The document "BCM2835-ARM-Peripherals 06-53-23.pdf" gives details about the Alt functions of GPIO28 to 31 .
Code: Select all
GPIO# ALT0 ALT1 ALT2 ALT3 ALT5
28 SDA0 SA5 PCM_CLK <reserved>
29 SLC0 SA4 PCM_FS <reserved>
30 <reserved> SA3 PCM_DIN CTS0 CTS1
31 <reserved> SA2 PCM_DOUT RTS0 RTS1
Note that the ALT1 functions are useless (part of a databus interface, with SA2 being the third address line etc), and none of the ports has an ALT4 function.
So generally speaking, using ALT0 for ports 28 & 29 will give you I2C port #0 and simultaneously you can have hardware handshake lines for either UART0 or UART1 by using ALT5 for ports 30 &31. Note that because only complete (RXD & TXD) signals for only one of the two UARTs available are routed out, you can only have one complete serial port (but now one including hardware handshaking).

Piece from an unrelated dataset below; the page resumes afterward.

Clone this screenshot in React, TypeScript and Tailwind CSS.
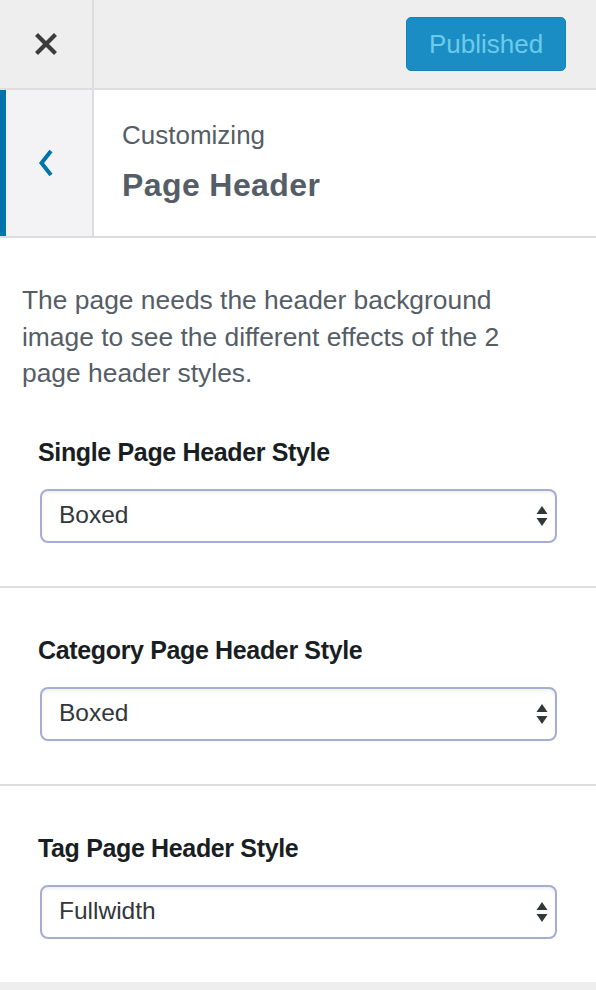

One way to use the two UARTS available simultaneously through would be by having the transmitter running at a UART with different baud rate than the other UART for the receiver (known as "split speed", in the past mainly used with V.23 modems).
By using all ports with ALT2 settings you can have a complete I2S interface with clock, frame clock, data-in and data-out.
in fact the wiki should be updated to give this information also, in a table like that for P1.